Bottomland Hardwood Forests
Many species depend on the flooding by the Mississippi River. Alligator gar utilize the shallowly flooded fields to spawn during spring floods but will seek refuge during the dry periods in permanent wetlands such as oxbow lakes during the summer and fall. The abundance of oxbow lakes with connections to open areas that are inundated during spring floods are critical to the success of alligator gar. Many fish species have evolved with the dynamic water level fluctuations by the Mississippi River.
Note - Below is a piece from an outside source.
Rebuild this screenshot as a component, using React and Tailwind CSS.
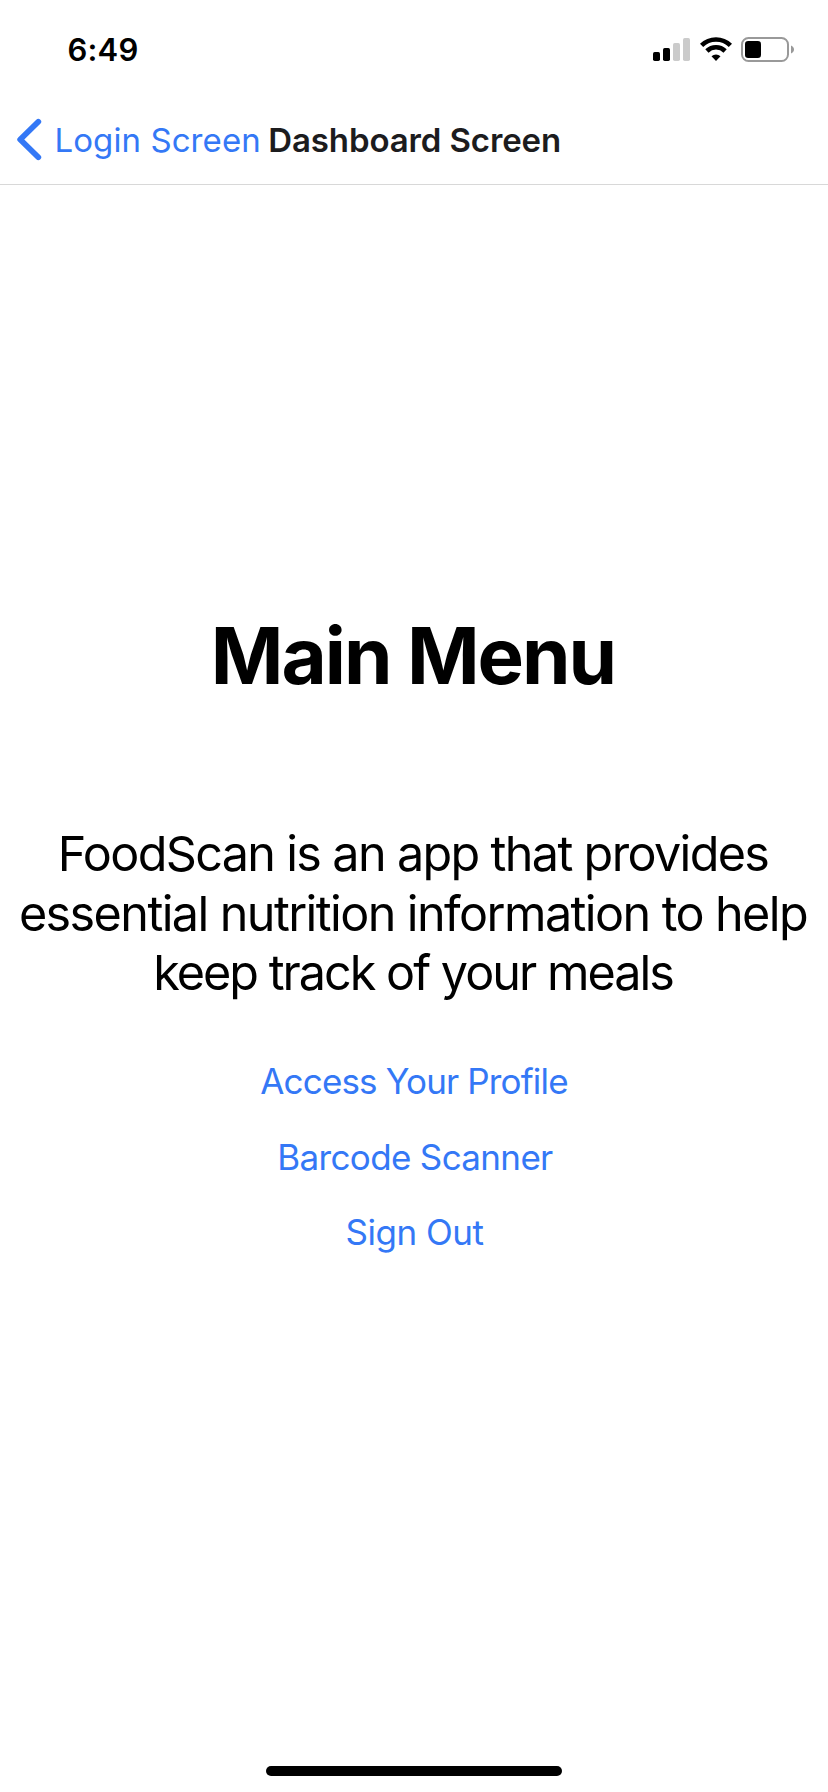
function SignalIcon() {
  return (
    <svg className="h-6 w-[38px]" viewBox="0 0 38 24">
      <rect x="0" y="15" width="7" height="9" rx="1.7" fill="#000" />
      <rect x="10" y="11" width="7" height="13" rx="1.7" fill="#000" />
      <rect x="20" y="6" width="7" height="18" rx="1.7" fill="#cbcbcb" />
      <rect x="30" y="1" width="7" height="23" rx="1.7" fill="#cbcbcb" />
    </svg>
  );
}

function WifiIcon() {
  return (
    <svg className="h-6 w-8" viewBox="0 0 32 24" fill="none" stroke="#000" strokeWidth="4.6">
      <path d="M1.6 8.4 A20.5 20.5 0 0 1 30.4 8.4" />
      <path d="M6.9 14 A13 13 0 0 1 25.1 14" />
      <path d="M16 24 L11.5 19.3 A6.6 6.6 0 0 1 20.5 19.3 Z" fill="#000" stroke="none" />
    </svg>
  );
}

function BatteryIcon() {
  return (
    <svg className="h-[25px] w-[54px]" viewBox="0 0 54 25">
      <rect x="1" y="1" width="46" height="23" rx="6.5" fill="none" stroke="#999" strokeWidth="2" />
      <rect x="4" y="4" width="16" height="17" rx="3.2" fill="#000" />
      <path d="M50 8.5 C54 10 54 15 50 16.5 Z" fill="#999" />
    </svg>
  );
}

function StatusBar() {
  return (
    <header className="flex h-24 items-start justify-between pr-[33px] pl-[67.5px]">
      <time className="mt-[31px] text-[31px] leading-[37px] font-semibold tracking-[0.2px]">6:49</time>
      <div className="mt-[37px] flex items-start">
        <SignalIcon />
        <div className="ml-[9px]"><WifiIcon /></div>
        <div className="ml-[9px]"><BatteryIcon /></div>
      </div>
    </header>
  );
}

function NavBar() {
  return (
    <nav className="flex h-[89px] items-start border-b border-[#d8d8d8] pt-6 pl-4 text-[33px] leading-10 whitespace-nowrap">
      <button className="flex items-start text-[#3478f6]">
        <svg className="-mt-1 h-[46px] w-[28px]" viewBox="0 0 28 46" fill="none" stroke="currentColor" strokeWidth="5.8" strokeLinecap="round" strokeLinejoin="round">
          <path d="M22.3 5.8 L4.2 23.5 L22.3 41.2" />
        </svg>
        <span className="ml-[10.5px] tracking-[0.08px]">Login Screen</span>
      </button>
      <h1 className="ml-[7.5px] font-semibold tracking-[-0.12px] text-[#1c1c1e]">Dashboard Screen</h1>
    </nav>
  );
}

export default function App() {
  return (
    <div className="flex h-[1792px] w-[828px] flex-col bg-white font-['Inter',sans-serif] text-black">
      <StatusBar />
      <NavBar />
      <main className="flex grow flex-col items-center pt-[423px] whitespace-nowrap">
        <h2 className="pr-[2px] text-[78px] leading-[95px] font-bold tracking-[-2.01px]">Main Menu</h2>
        <p className="mt-[121px] flex flex-col items-center text-[48.5px] leading-[59px]">
          <span className="pr-[2px] tracking-[-1.65px]">FoodScan is an app that provides </span>
          <span className="mt-px pr-[2px] tracking-[-1.58px]">essential nutrition information to help </span>
          <span className="pr-[2px] tracking-[-1.98px]">keep track of your meals</span>
        </p>
        <div className="mt-[58px] flex flex-col items-center text-[35px] leading-[42px] text-[#3478f6]">
          <button className="tracking-[-0.84px]">Access Your Profile</button>
          <button className="mt-[34px] pl-[2px] tracking-[-0.66px]">Barcode Scanner</button>
          <button className="mt-[33px] pl-[1px] tracking-[-0.48px]">Sign Out</button>
        </div>
      </main>
      <footer className="flex h-[26px] justify-center">
        <div className="h-[10px] w-[296px] rounded-full bg-black" />
      </footer>
    </div>
  );
}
Wood storks along with many species of herons and egrets will travel long distances to the refuge to take advantage of the abundant food resources provided by the receding Mississippi River, as it recharges and restocks the lakes, ditches, impoundments with fish. As the water recedes, smaller wetland dependent birds called shorebirds utilize the exposed mudflat created by the prolonged flooding. When the waters recede, the refuge may provide as much as 2,000-3,000 acres of shallowly flooded wetlands and mudflat habitat available for shorebirds to forage. Because many other areas along the Mississippi River Valley during this time of year are typically dry, St. Catherine Creek NWR is an important shorebird migration stopover during the fall migration south. Waterfowl utilize the moist-soil wetlands, cropland areas, and flooded forests during the winter months for food resources, cover, rest, and pair bonding. These habitats provide a tremendous food sources that refuel energy demands for waterfowl during the winter and for the migration northward in the spring.
(From the St. Catherine Wildlife Refuge website)
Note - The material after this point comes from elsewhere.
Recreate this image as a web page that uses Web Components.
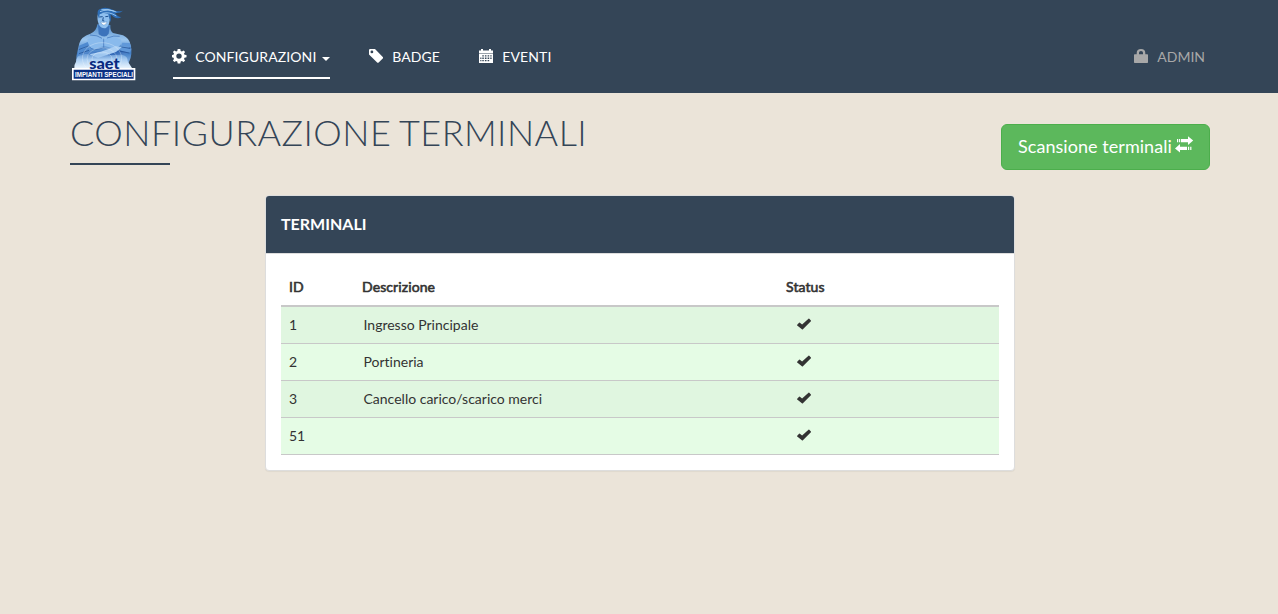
<!DOCTYPE html>
<html lang="it">
<head>
<meta charset="utf-8">
<title>Configurazione terminali</title>
<style>
html,body{height:100%}
body{margin:0;background:#ebe4d9;color:#333;font:14px/20px Lato,"Liberation Sans",sans-serif;overflow:hidden}
</style>
</head>
<body>
<terminal-page></terminal-page>
<script>
const define = (name, html) => {
  const t = document.createElement('template');
  t.innerHTML = html;
  customElements.define(name, class extends HTMLElement {
    constructor() {
      super();
      this.attachShadow({mode: 'open'}).append(t.content.cloneNode(true));
    }
  });
};

const GLYPHS = {
  cog: '<path fill-rule="evenodd" d="M5.7 0h2.6l.4 2 1.2.5L11.600 1.400l1.500 1.500L12 4.600l.5 1.200 2 .3v2.200l-2 .4L12 9.900l1.100 1.700-1.500 1.500L9.900 12l-1.200.5-.4 2H5.700l-.4-2L4.100 12l-1.700 1.100L.9 11.600 2 9.900l-.5-1.200-1.500-.4V6.100l1.500-.3L2 4.600.9 2.900l1.500-1.500L4.100 2.500 5.300 2zM7 4.400a2.700 2.700 0 1 0 0 5.400 2.700 2.700 0 0 0 0-5.400z"/>',
  tag: '<path fill-rule="evenodd" d="M0 .8L.8 0H6l8 8.200v1L9.400 13.800h-1L0 5.600zM2.900 1.500a1.400 1.400 0 1 0 0 2.800 1.400 1.400 0 0 0 0-2.800z"/>',
  calendar: '<path d="M0 1.500h2V0h2v1.500h6V0h2v1.500h2V4H0z"/><path d="M0 4h14v1H0z" opacity=".5"/><path fill-rule="evenodd" d="M0 5h14v9H0zM3.300 6.300v1.200h1.500V6.300zM5.900 6.300v1.200h1.600V6.300zM8.600 6.300v1.200h1.600V6.300zM11.300 6.300v1.200H12.600V6.300zM1.300 8.600V9.900h1.100V8.600zM3.300 8.600V9.900H4.800V8.600zM5.900 8.600V9.900h1.600V8.600zM8.600 8.600V9.900h1.600V8.600zM11.300 8.600V9.900H12.600V8.600zM1.300 11v1.300h1.100V11zM3.300 11v1.300H4.800V11zM5.900 11v1.300h1.600V11zM8.600 11v1.300h1.600V11z"/>',
  lock: '<path fill-rule="evenodd" d="M0 6Q0 5.300.7 5.300H2.700V3.900Q2.700 0 7 0T11.300 3.900V5.300h2Q14 5.300 14 6v7.200q0 .8-.7.8H.7Q0 14 0 13.200zM5 5.300H9V3.700Q9 2.100 7 2.100T5 3.700z"/>',
  ok: '<path d="M.2 6.200L2.100 4.200q.4-.3.800 0L5.100 6.100 11.500.2q.4-.3.800 0l1.600 1.700q.3.400 0 .8L5.900 10.800q-.5.500-1 0L.2 7q-.4-.4 0-.8z" transform="translate(0 1.500)"/>',
  transfer: '<path d="M2 3h1.200v3.200H2zM4 3h1.200v3.200H4zM6 3h7V.3L18.200 4.600 13 8.900V6.200H6zM5 8.100v2.700h7V14H5v2.600L0 12.400zM13 10.800h1.200V14H13zM15.200 10.800h1.200V14h-1.200z"/>'
};
customElements.define('glyph-icon', class extends HTMLElement {
  constructor() {
    super();
    this.attachShadow({mode: 'open'});
  }
  connectedCallback() {
    const n = this.getAttribute('name'), s = n === 'transfer' ? 18 : 14;
    this.shadowRoot.innerHTML = `<style>:host{display:inline-block;width:${s}px;height:${s}px;flex:none}svg{display:block;overflow:visible}</style><svg width="${s}" height="${s}" viewBox="0 0 ${s} ${s}" fill="currentColor">${GLYPHS[n]}</svg>`;
  }
});

define('saet-logo', `<style>:host{display:block;width:76px;height:94px;flex:none}svg{display:block;overflow:visible}</style>
<svg width="76" height="94" viewBox="0 0 228 282">
<defs>
<linearGradient id="skin" x1="0" y1="0" x2="0" y2="1"><stop offset="0" stop-color="#4f8bcb"/><stop offset=".35" stop-color="#9cc6ee"/><stop offset=".65" stop-color="#427fc7"/><stop offset="1" stop-color="#b4d5f5"/></linearGradient>
<linearGradient id="arm" x1="0" y1="0" x2="1" y2="1"><stop offset="0" stop-color="#75aae3"/><stop offset=".5" stop-color="#2d65b5"/><stop offset="1" stop-color="#a8cff5"/></linearGradient>
<linearGradient id="glow" x1="0" y1="0" x2="0" y2="1"><stop offset="0" stop-color="#8fbcea" stop-opacity=".5"/><stop offset=".4" stop-color="#a9cdf2"/><stop offset="1" stop-color="#e8f3fd"/></linearGradient>
</defs>
<path d="M94 73Q92 94 73 101Q45 110 40 130L33 160Q28 178 35 199L49 206H178L190 184Q200 163 194 136Q190 114 171 106L141 99Q132 94 133 75Z" fill="url(#skin)"/>
<path d="M96 73Q111 91 131 76L128 101Q118 117 98 103Z" fill="#3c73bb"/>
<path d="M64 118Q93 100 113 120Q132 103 166 119Q168 139 145 146L115 137L84 148Q63 139 64 118Z" fill="#89baec"/>
<path d="M67 137Q82 158 111 143Q146 159 166 136M113 116V144M72 105Q95 105 108 115M123 114Q145 105 161 109" stroke="#3a70b8" stroke-width="2" fill="none"/>
<path d="M36 148Q35 183 64 194L174 164Q193 157 194 141Q178 151 155 150L74 157Z" fill="url(#arm)"/>
<path d="M39 137L65 126L69 136L40 150ZM38 151L68 141L69 151L39 162Z" fill="#4f8ad0"/>
<path d="M169 128L191 129L196 142L166 139ZM164 142L197 146L190 158L160 151Z" fill="#6098d9"/>
<path d="M38 149L67 138M39 161L69 151M166 141L193 145M160 153L190 159" stroke="#1d4c91" stroke-width="2" fill="none"/>
<path d="M70 163L105 155L150 138L167 142L150 156L96 174Z" fill="#a9cef3"/>
<path d="M30 185Q33 162 48 166Q60 158 72 166Q96 158 128 166L168 164Q186 168 185 184L198 204H25Q24 194 30 185Z" fill="url(#glow)"/>
<g fill="none" stroke="#f2f9ff" stroke-width="1.500" opacity=".6"><ellipse cx="108" cy="177" rx="30" ry="21"/><ellipse cx="108" cy="177" rx="45" ry="34"/><ellipse cx="108" cy="175" rx="59" ry="47"/></g>
<path d="M97 36Q91 58 99 74Q107 87 120 84Q132 76 132 49L129 34Z" fill="#8fc0ef"/>
<path d="M96 47Q91 28 105 26Q121 19 144 31Q154 36 171 32Q162 41 147 39Q156 52 166 51Q157 59 143 51L134 43L135 67Q128 54 127 43Q113 36 101 43L99 56Z" fill="#2d6eb7"/>
<path d="M102 35Q125 25 151 36M109 40Q130 34 151 48M106 29Q127 25 145 34" stroke="#a8d3f6" stroke-width="2.500" fill="none"/>
<path d="M100 51L110 50M118 50L127 49M112 52L110 62L115 63" stroke="#1e508f" stroke-width="3" fill="none"/>
<path d="M104 66Q114 69 123 65Q120 76 112 75Q107 74 104 66Z" fill="#fff" stroke="#3d73b3"/>
<path d="M18 204H208V241H18Z" fill="#fff"/>
<path d="M23 209H203V236H23Z" fill="#0b3183"/>
<text x="70" y="206" font-family="Lato,sans-serif" font-weight="900" font-size="45" textLength="91" lengthAdjust="spacingAndGlyphs" fill="#082a80">saet</text>
<text x="27" y="231" font-family="Liberation Sans,sans-serif" font-weight="700" font-size="22" textLength="174" lengthAdjust="spacingAndGlyphs" fill="#fff">IMPIANTI SPECIALI</text>
</svg>`);

define('nav-item', `<style>
:host{display:flex;align-items:center;box-sizing:border-box;height:42px;color:#fff;border-bottom:2px solid transparent;white-space:nowrap;letter-spacing:.1px}
:host([active]){border-color:#fff}
:host([muted]){color:#a8a8a8;letter-spacing:0}
.caret{display:none;margin-left:6px;margin-top:3px;border:4px solid transparent;border-top-color:currentColor;border-bottom:0}
:host([active]) .caret{display:block}
</style><slot name="icon"></slot><slot></slot><span class="caret"></span>`);

define('nav-bar', `<style>
:host{display:block;height:93px;background:#344557}
.in{width:1144px;margin-left:66px;display:flex;align-items:flex-start}
nav{display:flex;flex:1;padding:37px 0 0 31px}
nav-item glyph-icon{margin:-2px 9px 0 0}
nav-item:first-child glyph-icon{margin-left:-.8px;margin-right:9px}
nav-item:nth-child(2){margin-left:38.700px}
nav-item:nth-child(3){margin-left:39.300px}
nav-item:last-child{margin-left:auto;margin-right:5px}
</style><div class="in"><saet-logo></saet-logo><nav>
<nav-item active><glyph-icon slot="icon" name="cog"></glyph-icon>CONFIGURAZIONI</nav-item>
<nav-item><glyph-icon slot="icon" name="tag"></glyph-icon>BADGE</nav-item>
<nav-item><glyph-icon slot="icon" name="calendar"></glyph-icon>EVENTI</nav-item>
<nav-item muted><glyph-icon slot="icon" name="lock"></glyph-icon>ADMIN</nav-item>
</nav></div>`);

define('page-title', `<style>
:host{display:block;color:#344557}
h1{margin:0;font-size:36px;line-height:40px;font-weight:300;white-space:nowrap;letter-spacing:.46px;word-spacing:-1.400px}
h1::after{content:"";display:block;width:100px;height:2px;background:#344557;margin-top:11px}
</style><h1><slot></slot></h1>`);

define('action-button', `<style>
:host{display:block}
button{display:flex;align-items:center;box-sizing:border-box;width:209px;height:46px;margin:0;padding:0 16px 2px;border:1px solid #4cae4c;border-radius:6px;background:#5cb85c;color:#fff;font:18px/24px Lato,sans-serif;letter-spacing:.05px;white-space:nowrap}
glyph-icon{margin:-3px 0 0 3px}
</style><button><slot></slot><glyph-icon name="transfer"></glyph-icon></button>`);

define('data-panel', `<style>
:host{display:block;box-sizing:border-box;width:750px;border:1px solid #ddd;border-radius:4px;background:#fff;box-shadow:0 1px 1px rgba(0,0,0,.05)}
header{box-sizing:border-box;height:58px;padding:19px 15px;background:#344557;color:#fff;border-bottom:1px solid #ddd;border-radius:3px 3px 0 0;font-size:16px;line-height:18px;font-weight:700}
.body{padding:15px}
</style><header><slot name="title"></slot></header><div class="body"><slot></slot></div>`);

customElements.define('terminal-table', class extends HTMLElement {
  constructor() {
    super();
    const rows = [['1','Ingresso Principale'],['2','Portineria'],['3','Cancello carico/scarico merci'],['51','']];
    this.attachShadow({mode: 'open'}).innerHTML = `<style>
:host{display:block;font-variant-ligatures:none}
table{width:100%;border-collapse:separate;border-spacing:0;table-layout:fixed}
th{text-align:left;font-weight:400;-webkit-text-stroke:.6px #333;height:20px;padding:8px;border-bottom:2px solid #c8c8c8;letter-spacing:.1px}
td{height:20px;padding:8px;border-bottom:1px solid #c8c8c8;background:#e5fce5}
tr:nth-child(odd) td{background:#e0f6e0}
th:nth-child(2){padding-left:7px}
th:nth-child(3){padding-left:9px}
td:nth-child(2){padding-left:8.500px}
td:last-child{padding-left:20px}
glyph-icon{display:block;margin-top:-2px}
</style><table><colgroup><col style="width:74px"><col style="width:422px"><col></colgroup>
<thead><tr><th>ID</th><th>Descrizione</th><th>Status</th></tr></thead>
<tbody>${rows.map(r => `<tr><td>${r[0]}</td><td>${r[1]}</td><td><glyph-icon name="ok"></glyph-icon></td></tr>`).join('')}</tbody></table>`;
  }
});

define('terminal-page', `<style>
:host{display:block;width:1278px}
.head{display:flex;justify-content:space-between;align-items:flex-start;width:1140px;margin-left:70px;padding-top:19px}
action-button{margin-top:12px}
data-panel{margin:25px 0 0 265px}
</style><nav-bar></nav-bar>
<div class="head"><page-title>CONFIGURAZIONE TERMINALI</page-title><action-button>Scansione terminali</action-button></div>
<data-panel><span slot="title">TERMINALI</span><terminal-table></terminal-table></data-panel>`);
</script>
</body>
</html>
352.5 – 346.5 LBD Opposite Warnicott/Esperance Archipelago
Great bomb-proof (all weather, all water level) camping is found throughout the incredible six mile long string of white sand islands strung along the left bank of the main channel as it courses through St. Catharine Bend. During high water in Spring 2013 the Quapaw and Natchez made peace for the first time in 400 years on Esperance. That is, Adam Elliott of Natchez joined Quapaw Canoe Company as an independent outpost owner and river guide for the stretch of river between Vicksburg and Baton Rouge. We lit white sage to create a sacred space, and perform the ceremony, and played our drums, and made gifts of tobacco to appease the winds of the four directions (paddler’s friend, the wind). Little did we know we had company. One face appeared out of the willow thickets. Then another. They looked at us with big eyes and nervous body language. I beckoned them over. They cautiously approached. It was one of those serendipitous river encounters, they were a group of four kayakers who had left Natchez that very morning to paddle to Baton Rouge!
348.6 RBD Esperance Landing
Old Steamboat Landing and woodlot. Army Corps 2007 Map shows a boat ramp here, but it must have been blown out by the 2011 flood because none is visible at time of writing (Dec, 2014).
348 – 344 RBD Esperance Point
Intriguing back channel opens up through the woods at the top end of Esperance Point, and broad open sandbars on around the bend for several miles in low and medium water levels. Everything but the tops of riverbank go under in high water, but possible campsites could be found up to flood stage.
347.2 LBD Old Mouth of St. Catherine Creek
The old mouth of St. Catherine Creek opens up here behind the very last island along the Opposite Esperance Archipelago. A thriving cauldron of decay and regrowth can be found behind the island in the fecund mud conglomerate of all the tributaries and lands upstream and let to fester in these shallow slow waters. Even during high water there is little flow here, allowing swampy growth to proliferate. Duck weed blooms in the summer, and the lakes further up the old channel of the St. Catherine Creek become a tempest of phytoplankton, eating the nutrients out of the overladen waters and feeding a frenzy of paddlefish and carp. This is one of the stewpots in the saving grace of the Lower Mississippi, where the river’s cleansing digestive system is operating in the way the great creator meant it to happen.